Razor approaches Sam Whitelock about ABs comeback

Sam Whitelock and Scott Robertson. Photo: Getty Images
Sam Whitelock and Scott Robertson. Photo: Getty Images
One of the great sporting comebacks may be on the cards later this year as All Blacks coach Scott Robertson has made a play to persuade Sam Whitelock to return to New Zealand and resume his test career.

The man who won hundreds of lineouts for the All Blacks, who thundered into more rucks than anyone could possibly recall, who produced the unforgettable turnover to thwart Ireland’s 37-phase effort to rescue last year’s World Cup quarter-final, and the man who said last year that his days of playing international rugby were over – is potentially going to write a postscript to his incredible test career.

The veteran lock, who thought he had played his last game for the All Blacks in the World Cup final, is considering returning to New Zealand after a compelling sales pitch from Robertson who was recently in Europe and Japan.

Robertson and his coaching team are not convinced Whitelock is done as an international force – they saw him deliver outstanding performances at the World Cup last year and believe that if he came back to New Zealand in June this year after the French club season wraps up, that he’d be in contention to add to his test tally of 153 caps and push past the world record of appearance set by Welsh lock Alun Wynn-Jones.

The new All Blacks coach has a long and trusted relationship with Whitelock after working together at the Crusaders for seven years and he believes that the most experienced test player in New Zealand history could still add significant value to this year’s squad both as a player, leader and mentor.

Whitelock will turn 36 this October, but Robertson and his coaching team believe that the former Crusaders captain could eke out at least one more test season, possibly two, where he would be in contention to start each test.

But they also see value in having him back within the squad, where his experience, leadership and mana would bolster the rugby IQ of the whole group.

The post-World Cup exodus saw the All Blacks lose players with an accumulated 500-plus test caps – Dane Coles, Brodie Retallick, Aaron Smith and Richie Mo’unga – and there is a desire to restore some of that experience and know-how by bringing back Whitelock – who began his test career in 2010 and who has played at four World Cups.

Robertson and the bulk of his coaching team – except for forwards coach Jason Ryan and head of performance Nic Gill – are new to international rugby and for them, there will also be much to be gained from having Whitelock to lean on for advice.

It’s also not clear yet who Robertson is considering as his captain, but again, having Whitelock available to help whoever is chosen, and potentially do the role himself occasionally, would be of major benefit.

There’s a separate and specific other role for Whitelock to play should he return – which is to use his encyclopaedic knowledge of both lineout, set-piece and positional play to fast-track the development of a cohort of young, but promising locks that will inevitably find their way into the All Blacks this year as the team regenerates.

Robertson has publicly stated that finding test-ready locks is one of his priorities this year following the decisions by both Whitelock and Brodie Retallick to leave New Zealand after last year’s World Cup.

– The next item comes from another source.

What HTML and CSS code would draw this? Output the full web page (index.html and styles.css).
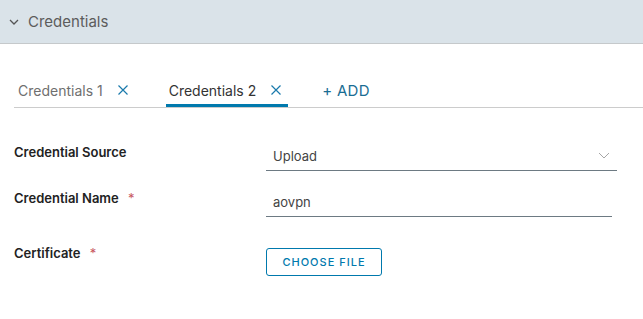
FILE: index.html
```html
<!DOCTYPE html>
<html lang="en">

<head>
    <meta charset="UTF-8">
    <meta name="viewport" content="width=device-width, initial-scale=1.0">
    <title>Credentials</title>
    <link rel="stylesheet" href="styles.css">
</head>

<body>
    <!-- Section header -->
    <div class="section-header">
        <svg class="chevron" width="10" height="6" viewBox="0 0 10 6">
            <path d="M1 1 L5 5 L9 1" fill="none" stroke="#555" stroke-width="1.3"/>
        </svg>
        <span>Credentials</span>
    </div>

    <!-- Tabs -->
    <div class="tabs">
        <div class="tab">
            <span>Credentials 1</span>
            <svg class="tab-close" width="10" height="10" viewBox="0 0 10 10">
                <path d="M0.5 0.5 L9.5 9.5 M9.5 0.5 L0.5 9.5" stroke="#1a7aac" stroke-width="1.2"/>
            </svg>
        </div>
        <div class="tab active">
            <span>Credentials 2</span>
            <svg class="tab-close" width="10" height="10" viewBox="0 0 10 10">
                <path d="M0.5 0.5 L9.5 9.5 M9.5 0.5 L0.5 9.5" stroke="#1a7aac" stroke-width="1.2"/>
            </svg>
        </div>
        <div class="tab-add">+ ADD</div>
    </div>

    <!-- Form -->
    <div class="form">
        <div class="form-row">
            <label class="form-label">Credential Source</label>
            <div class="select-field">
                <span>Upload</span>
                <svg width="12" height="7" viewBox="0 0 12 7">
                    <path d="M1 1 L6 6 L11 1" fill="none" stroke="#a6a6a6" stroke-width="1"/>
                </svg>
            </div>
        </div>
        <div class="form-row">
            <label class="form-label">Credential Name <span class="required">*</span></label>
            <div class="input-field">aovpn</div>
        </div>
        <div class="form-row file-row">
            <label class="form-label">Certificate <span class="required">*</span></label>
            <div>
                <button class="file-button">CHOOSE FILE</button>
            </div>
        </div>
    </div>
</body>

</html>
```

FILE: styles.css
```css
body {
    margin: 0;
    background-color: #ffffff;
    font-family: 'Inter', sans-serif;
    color: #333333;
}

.section-header {
    height: 44px;
    background-color: #dae3e9;
    border-bottom: 1px solid #c5c9cb;
    display: flex;
    align-items: center;
    padding-left: 9px;
    font-size: 15px;
    color: #5c5c5c;
    box-sizing: border-box;
}

.section-header .chevron {
    margin-right: 9px;
}

.tabs {
    display: flex;
    align-items: flex-end;
    margin: 32px 0 0 14px;
    border-bottom: 1px solid #cccccc;
    height: 31px;
}

.tab {
    display: flex;
    align-items: center;
    height: 28px;
    padding: 0 7px 0 4px;
    margin-right: 31px;
    font-size: 14px;
    color: #6f6f6f;
    border-bottom: 3px solid transparent;
}

.tab.active {
    padding-left: 3px;
    color: #333333;
    border-bottom-color: #0079ad;
    margin-right: 34px;
}

.tab-close {
    margin-left: 15px;
}

.tab-add {
    height: 31px;
    display: flex;
    align-items: center;
    padding-bottom: 3px;
    box-sizing: border-box;
    color: #1a6d93;
    font-size: 15px;
    letter-spacing: 0.3px;
}

.form {
    margin: 33px 0 0 14px;
    display: flex;
    flex-direction: column;
    gap: 16px;
}

.form-row {
    display: grid;
    grid-template-columns: 252px 351px;
    align-items: start;
}

.file-row {
    margin-top: 12px;
}

.form-label {
    font-size: 13px;
    font-weight: 600;
    color: #222222;
    padding-top: 3px;
}

.file-row .form-label {
    padding-top: 0;
}

.required {
    color: #c8585f;
    font-weight: normal;
    margin-left: 6px;
}

.select-field {
    display: flex;
    justify-content: space-between;
    align-items: center;
    height: 30px;
    padding: 0 7px 0 7px;
    border-bottom: 1px solid #6d7a83;
    font-size: 13px;
    color: #444444;
    box-sizing: border-box;
}

.input-field {
    width: 346px;
    height: 30px;
    line-height: 30px;
    padding-left: 7px;
    border-bottom: 1px solid #6d7a83;
    font-size: 13px;
    color: #444444;
    box-sizing: border-box;
}

.file-button {
    margin-top: 3px;
    width: 116px;
    height: 28px;
    border: 1px solid #0079ad;
    border-radius: 3px;
    background-color: #ffffff;
    color: #0079ad;
    font-family: 'Inter', sans-serif;
    font-size: 11px;
    font-weight: 500;
    letter-spacing: 1px;
    cursor: pointer;
}
```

Those two would be widely considered the greatest locking partnership New Zealand has produced, and individually both would stack among the best in history.

Using Whitelock to help the likes of Josh Lord, Quinten Strange and Tupou Vai’i to learn the art of locking at test level is an undeniably smart move.

There’s also a group of uncapped locks who have caught the eye in the first few rounds of Super Rugby – the likes of Jamie Hannah at the Crusaders, Manaaki Selby-Rickit at the Chiefs and Fabian Holland at the Highlanders (although he may have eligibility issues to overcome still), to suggest that the production line is in good health and that Robertson has the luxury of knowing he has plenty of good options whether Whitelock comes home or not.

But having Whitelock would give Robertson greater options as well as the ability to get more out of the next generation of locks that he decides to pick.

It’s not clear yet when Whitelock is likely to decide about his future.

He is currently playing in France, where he will have the option at the end of the club season in June to either stay there for another season or return to New Zealand, contingent on him being able to secure a Super Rugby contract for 2025.

His club, Pau, are mid-table and potentially on track to make the play-offs, which are scheduled for mid-June.

If Whitelock did return after his French commitments end, he’d have to receive an exemption to be immediately available – but the NZR board has granted these quickly in the past, most notably to Luke McAlister when he returned from the UK in 2009 and was wanted by the All Blacks for the June series when they were hit with injuries.